Non tutto è però esito della pandemia. Il calo, infatti, era già riscontrabile nel 2019 quando le segnalazioni erano state 29.544 con un calo rispetto al 2016 del 15%. Dunque - continua Gonnella - la decrescita era già avvenuta, prima ancora dei divieti introdotti con lo stato di emergenza dato dal Covid. Possiamo quindi ragionevolmente sostenere che la legislazione in vigore dal 1988 (D.p.r. 488), nella parte in cui prevede una procedura prevalentemente finalizzata all’inclusione sociale piuttosto che alla repressione penale, ha indubbiamente favorito un progressivo calo del numero dei reati degli infra-diciottenni. L’educazione, nei tempi medi e lunghi, è - conclude - uno straordinario strumento preventivo. Ben utile sarebbe un’ulteriore accelerazione su quel modello, da sperimentare anche oltre il sistema minorile”.

Ma scendiamo nel dettaglio e “analizziamo” l’unico tra le carceri minorili presente in Calabria, quello di Catanzaro, che “Antigone” ha visitato, non a caso, lo scorso anno.

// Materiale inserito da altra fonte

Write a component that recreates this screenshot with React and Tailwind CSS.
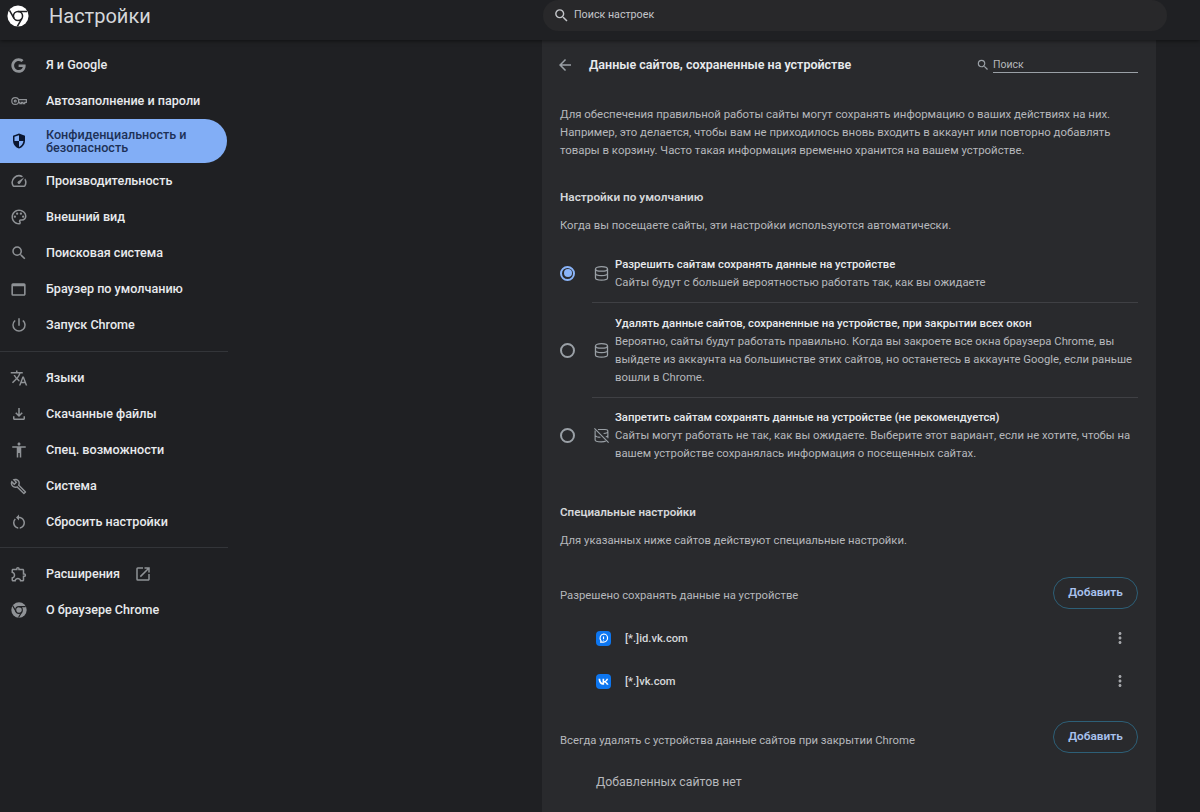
import {
  MdOutlineSpeed,
  MdOutlinePalette,
  MdSearch,
  MdOutlineWebAsset,
  MdOutlinePowerSettingsNew,
  MdTranslate,
  MdOutlineFileDownload,
  MdAccessibility,
  MdOutlineBuild,
  MdRestartAlt,
  MdOutlineExtension,
  MdOpenInNew,
  MdArrowBack,
  MdMoreVert,
} from "react-icons/md";
import { FaGoogle } from "react-icons/fa";

function ChromeIcon({ className, cut }) {
  return (
    <svg viewBox="0 0 24 24" className={className}>
      <circle cx="12" cy="12" r="11.500" fill="currentColor" />
      <g fill="none" stroke={cut} strokeWidth="1.700">
        <circle cx="12" cy="12" r="5" />
        <path d="M12 7h10M7.700 14.500 2.700 5.800M16.300 14.500 11.300 23.200" />
      </g>
    </svg>
  );
}

function KeyIcon({ className }) {
  return (
    <svg viewBox="0 0 24 24" className={className} fill="none" stroke="currentColor" strokeWidth="1.600">
      <circle cx="7" cy="12" r="4.600" />
      <circle cx="7" cy="12" r="1.300" />
      <path d="M11.600 10.200h10.200v3.600h-2.200v1.800h-2.200v-1.800h-2v1.800h-2.200v-1.800h-1.600" />
    </svg>
  );
}

function ShieldIcon({ className }) {
  return (
    <svg viewBox="0 0 24 24" className={className}>
      <path d="M12 2 4 5v6.200c0 5 3.400 9.400 8 10.800 4.600-1.400 8-5.800 8-10.800V5l-8-3Z" fill="#0b1730" />
      <path d="M12 4.200v7.800h5.900c-.5 3.700-2.900 6.800-5.900 7.900V12H6V6.400l6-2.200Z" fill="#82aef6" />
    </svg>
  );
}

function DbIcon({ className }) {
  return (
    <svg viewBox="0 0 24 24" className={className} fill="none" stroke="currentColor" strokeWidth="1.800">
      <ellipse cx="12" cy="5.500" rx="8.500" ry="3.200" />
      <path d="M3.500 5.500v13c0 1.700 3.800 3 8.500 3s8.500-1.300 8.500-3v-13" />
      <path d="M3.500 12c0 1.700 3.800 3 8.500 3s8.500-1.300 8.500-3" />
    </svg>
  );
}

function DbOffIcon({ className }) {
  return (
    <svg viewBox="0 0 24 24" className={className} fill="none" stroke="currentColor" strokeWidth="1.600">
      <path d="M7 3.500h10c2.500 0 4 1 4 2.500s-2 3-6 3.200M3 5v13.500c0 1.500 3.500 2.500 8.500 2.500 2.800 0 5.200-.4 6.600-1.200M21 6v10M3 12c1 1.500 4 2.500 7.500 2.500M21 12c-.6.900-1.800 1.600-3 2" />
      <path d="m2 2 20 20" />
    </svg>
  );
}

function ChatFavicon() {
  return (
    <div className="flex h-[15px] w-[15px] items-center justify-center rounded-[4px] bg-[#0d76f0]">
      <svg viewBox="0 0 16 16" className="h-[13px] w-[13px]" fill="none" stroke="#fff" strokeWidth="1.400">
        <path d="M8 2.500a5 5 0 0 1 0 10H4.500l.5-1.700A5 5 0 0 1 8 2.500Z" />
        <path d="M8 5.500v3M8 9.600v.8" />
      </svg>
    </div>
  );
}

function VkFavicon() {
  return (
    <div className="flex h-[15px] w-[15px] items-center justify-center rounded-[4px] bg-[#0d76f0]">
      <svg viewBox="0 0 16 16" className="h-[13px] w-[13px]" fill="#fff">
        <path d="M8.500 12C4.400 12 2 9.200 1.900 4.500h2.100c.1 3.400 1.600 4.900 2.800 5.200V4.500h2v3c1.200-.1 2.500-1.500 2.900-3h2c-.3 1.800-1.700 3.200-2.700 3.800 1 .5 2.600 1.700 3.200 3.700h-2.200c-.5-1.400-1.600-2.500-3.200-2.700V12h-.3Z" />
      </svg>
    </div>
  );
}

const topItems = [
  { label: "Я и Google", icon: <FaGoogle className="h-[15px] w-[15px]" /> },
  { label: "Автозаполнение и пароли", icon: <KeyIcon className="h-[18px] w-[18px]" /> },
  { label: "Конфиденциальность и безопасность", icon: <ShieldIcon className="h-[18px] w-[18px]" />, active: true },
  { label: "Производительность", icon: <MdOutlineSpeed className="h-[18px] w-[18px]" /> },
  { label: "Внешний вид", icon: <MdOutlinePalette className="h-[18px] w-[18px]" /> },
  { label: "Поисковая система", icon: <MdSearch className="h-[18px] w-[18px]" /> },
  { label: "Браузер по умолчанию", icon: <MdOutlineWebAsset className="h-[19px] w-[19px]" /> },
  { label: "Запуск Chrome", icon: <MdOutlinePowerSettingsNew className="h-[18px] w-[18px]" /> },
];

const midItems = [
  { label: "Языки", icon: <MdTranslate className="h-[18px] w-[18px]" /> },
  { label: "Скачанные файлы", icon: <MdOutlineFileDownload className="h-[18px] w-[18px]" /> },
  { label: "Спец. возможности", icon: <MdAccessibility className="h-[18px] w-[18px]" /> },
  { label: "Система", icon: <MdOutlineBuild className="h-[17px] w-[17px]" /> },
  { label: "Сбросить настройки", icon: <MdRestartAlt className="h-[18px] w-[18px]" /> },
];

function NavItem({ item, children }) {
  if (item.active) {
    return (
      <div className="mr-px flex h-[44px] items-center rounded-r-full bg-[#82aef6] text-[#1d3157]">
        <span className="flex w-[46px] shrink-0 justify-center pr-[9px]">{item.icon}</span>
        <span className="w-[160px] text-[12.6px] leading-[13px] font-medium">{item.label}</span>
      </div>
    );
  }
  return (
    <div className="flex h-[36px] items-center">
      <span className="flex w-[46px] shrink-0 justify-center pr-[9px] text-[#8f9296]">{item.icon}</span>
      <span className="pt-px text-[12.6px] font-medium text-[#e8eaed]">{item.label}</span>
      {children}
    </div>
  );
}

function Sidebar() {
  return (
    <nav className="w-[228px] shrink-0 pt-[7px]">
      {topItems.map((item) => (
        <NavItem key={item.label} item={item} />
      ))}
      <div className="my-[8px] h-px bg-[#333539]" />
      {midItems.map((item) => (
        <NavItem key={item.label} item={item} />
      ))}
      <div className="mt-[7px] mb-[8px] h-px bg-[#333539]" />
      <NavItem item={{ label: "Расширения", icon: <MdOutlineExtension className="h-[18px] w-[18px]" /> }}>
        <MdOpenInNew className="ml-[14px] h-[18px] w-[18px] text-[#8f9296]" />
      </NavItem>
      <NavItem item={{ label: "О браузере Chrome", icon: <ChromeIcon cut="#1f2023" className="h-[16px] w-[16px]" /> }} />
    </nav>
  );
}

function Radio({ checked, className }) {
  if (checked) {
    return (
      <div className={"flex h-[15px] w-[15px] shrink-0 items-center justify-center rounded-full border-2 border-[#8ab4f8] " + className}>
        <div className="h-[8px] w-[8px] rounded-full bg-[#8ab4f8]" />
      </div>
    );
  }
  return <div className={"h-[15px] w-[15px] shrink-0 rounded-full border-2 border-[#9aa0a6] " + className} />;
}

function Option({ checked, icon, title, children, border, className, radioClass }) {
  return (
    <div className="flex items-center">
      <Radio checked={checked} className={radioClass} />
      <div className={"ml-[17px] flex flex-1 items-center " + className + (border ? " border-b border-[#3f4044]" : "")}>
        <div className="flex w-[18px] shrink-0 justify-center text-[#9aa0a6]">{icon}</div>
        <div className="ml-[5px] pt-px text-[11.3px] leading-[18px] whitespace-nowrap">
          <div className="font-medium text-[#e8eaed]">{title}</div>
          <div className="text-[#b6b8bc]">{children}</div>
        </div>
      </div>
    </div>
  );
}

function AddRow({ label, labelClass }) {
  return (
    <div className="flex items-center justify-between">
      <span className={"text-[11.3px] text-[#b6b8bc] " + labelClass}>{label}</span>
      <button className="h-[32px] w-[85px] rounded-full border border-[#2d5f77] text-[11.8px] font-semibold text-[#a8c1ee]">
        Добавить
      </button>
    </div>
  );
}

function SiteRow({ icon, host }) {
  return (
    <div className="flex h-[43px] items-center pl-[36px]">
      {icon}
      <span className="ml-[14px] flex-1 pt-px text-[11.2px] font-medium text-[#d5d7da]">{host}</span>
      <MdMoreVert className="mr-[9px] mb-[2px] h-[18px] w-[18px] text-[#a4a6aa]" />
    </div>
  );
}

function Card() {
  return (
    <section className="ml-[314px] h-[772px] w-[614px] shrink-0 overflow-hidden bg-[#292a2d] px-[18px]">
      <div className="flex h-[50px] items-center">
        <MdArrowBack className="ml-[-4px] h-[18px] w-[18px] text-[#9aa0a6]" />
        <h2 className="ml-[15px] flex-1 pt-px text-[12.5px] font-semibold text-[#e8eaed]">Данные сайтов, сохраненные на устройстве</h2>
        <MdSearch className="mr-[3px] h-[14px] w-[14px] text-[#9aa0a6]" />
        <div className="h-[17px] w-[145px] translate-y-[-1px] border-b border-[#9aa0a6] pt-[2px] text-[10.5px] leading-[14px] text-[#b6b8bc]">Поиск</div>
      </div>

      <p className="mt-[15px] text-[11.4px] leading-[18px] whitespace-nowrap text-[#b6b8bc]">
        Для обеспечения правильной работы сайты могут сохранять информацию о ваших действиях на них.
        <br />
        Например, это делается, чтобы вам не приходилось вновь входить в аккаунт или повторно добавлять
        <br />
        товары в корзину. Часто такая информация временно хранится на вашем устройстве.
      </p>

      <h3 className="mt-[29px] text-[11.8px] leading-[18px] font-semibold text-[#d5d7da]">Настройки по умолчанию</h3>
      <p className="mt-[11px] text-[11.3px] leading-[18px] text-[#b6b8bc]">Когда вы посещаете сайты, эти настройки используются автоматически.</p>

      <div className="mt-[20px]">
        <Option checked border className="pb-[10px]" radioClass="mb-[12px]" icon={<DbIcon className="h-[17px] w-[17px]" />} title="Разрешить сайтам сохранять данные на устройстве">
          Сайты будут с большей вероятностью работать так, как вы ожидаете
        </Option>
        <Option border className="pt-[11px] pb-[10px]" radioClass="" icon={<DbIcon className="h-[17px] w-[17px]" />} title="Удалять данные сайтов, сохраненные на устройстве, при закрытии всех окон">
          Вероятно, сайты будут работать правильно. Когда вы закроете все окна браузера Chrome, вы
          <br />
          выйдете из аккаунта на большинстве этих сайтов, но останетесь в аккаунте Google, если раньше
          <br />
          вошли в Chrome.
        </Option>
        <Option className="pt-[10px]" radioClass="mt-[10px]" icon={<DbOffIcon className="h-[17px] w-[17px]" />} title="Запретить сайтам сохранять данные на устройстве (не рекомендуется)">
          Сайты могут работать не так, как вы ожидаете. Выберите этот вариант, если не хотите, чтобы на
          <br />
          вашем устройстве сохранялась информация о посещенных сайтах.
        </Option>
      </div>

      <h3 className="mt-[40px] text-[11.6px] leading-[18px] font-semibold text-[#d5d7da]">Специальные настройки</h3>
      <p className="mt-[11px] text-[11.3px] leading-[18px] text-[#b6b8bc]">Для указанных ниже сайтов действуют специальные настройки.</p>

      <div className="mt-[27px]">
        <AddRow label="Разрешено сохранять данные на устройстве" labelClass="pt-[7px]" />
      </div>
      <div className="mt-[8px]">
        <SiteRow icon={<ChatFavicon />} host="[*.]id.vk.com" />
        <SiteRow icon={<VkFavicon />} host="[*.]vk.com" />
      </div>
      <div className="mt-[18px]">
        <AddRow label="Всегда удалять с устройства данные сайтов при закрытии Chrome" labelClass="pt-[8px]" />
      </div>
      <p className="mt-[20px] pl-[36px] text-[12.300px] leading-[18px] text-[#b6b8bc]">Добавленных сайтов нет</p>
    </section>
  );
}

export default function App() {
  return (
    <div className="h-[812px] overflow-hidden bg-[#1f2023] font-['Roboto',sans-serif]">
      <header className="relative z-10 flex h-[40px] items-start bg-[#1f2023] shadow-[0_1px_4px_rgba(0,0,0,0.5)]">
        <div className="flex h-[31px] w-[543px] shrink-0 items-center pl-[7px]">
          <ChromeIcon cut="#1f2023" className="h-[22px] w-[22px] text-white" />
          <h1 className="ml-[20px] text-[20px] text-[#d5d7da]">Настройки</h1>
        </div>
        <div className="flex h-[31px] w-[624px] items-center rounded-full bg-[#28282a] pl-[10px]">
          <MdSearch className="h-[17px] w-[17px] text-[#c4c6ca]" />
          <span className="ml-[4px] text-[10.7px] text-[#c4c6ca]">Поиск настроек</span>
        </div>
      </header>
      <div className="flex">
        <Sidebar />
        <Card />
      </div>
    </div>
  );
}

Al momento della visita al “Silvio Paternostro” i detenuti erano 13 ragazzi, di cui 8 minorenni e 5 giovani adulti. Otto erano ragazzi di origine straniera. “Il principale nodo problematico è la carenza di spazi per quanto attiene all’edificio prettamente detentivo che è di vecchia costruzione (risale di fatti agli anni ‘30, sebbene diverse siano state le ristrutturazioni seguite nel tempo, ndr). Tra i nodi identificativi - scrive ancora “Antigone” - vi è la possibilità di svolgere l’attività lavorativa dopo un breve periodo di osservazione e la buona integrazione con il territorio. La maggior parte dei ragazzi detenuti lavora e la quasi totalità di questi lo fa internamente all’istituto”.

Un’altra criticità riguarda, infine, l’assenza di luoghi di culto diversi da quelli cattolici e, sempre al momento della visita dell’associazione, non accedevano ministri di culto diversi. “Nel corso dell’estate 2021 sono stati effettuati 2 trasferimenti per motivi di gestione dell’ordine interno. La crisi sanitaria non ha inciso sul sistema disciplinare. In caso di isolamento, la persona resta in cella e l’esclusione riguarda solo le attività”, scrive “Antigone”. Che poi aggiunge: “Viene segnalata una rissa nell’estate 2021 e un episodio di autolesionismo”.

Tra diritti emersi, dunque, e diritti sommersi si muove l’esistenza di questi giovani detenuti che, troppo spesso, il mondo di fuori guarda ma non vede. Dimenticando che la nostra discendenza è da Caino: nessuno è Abele.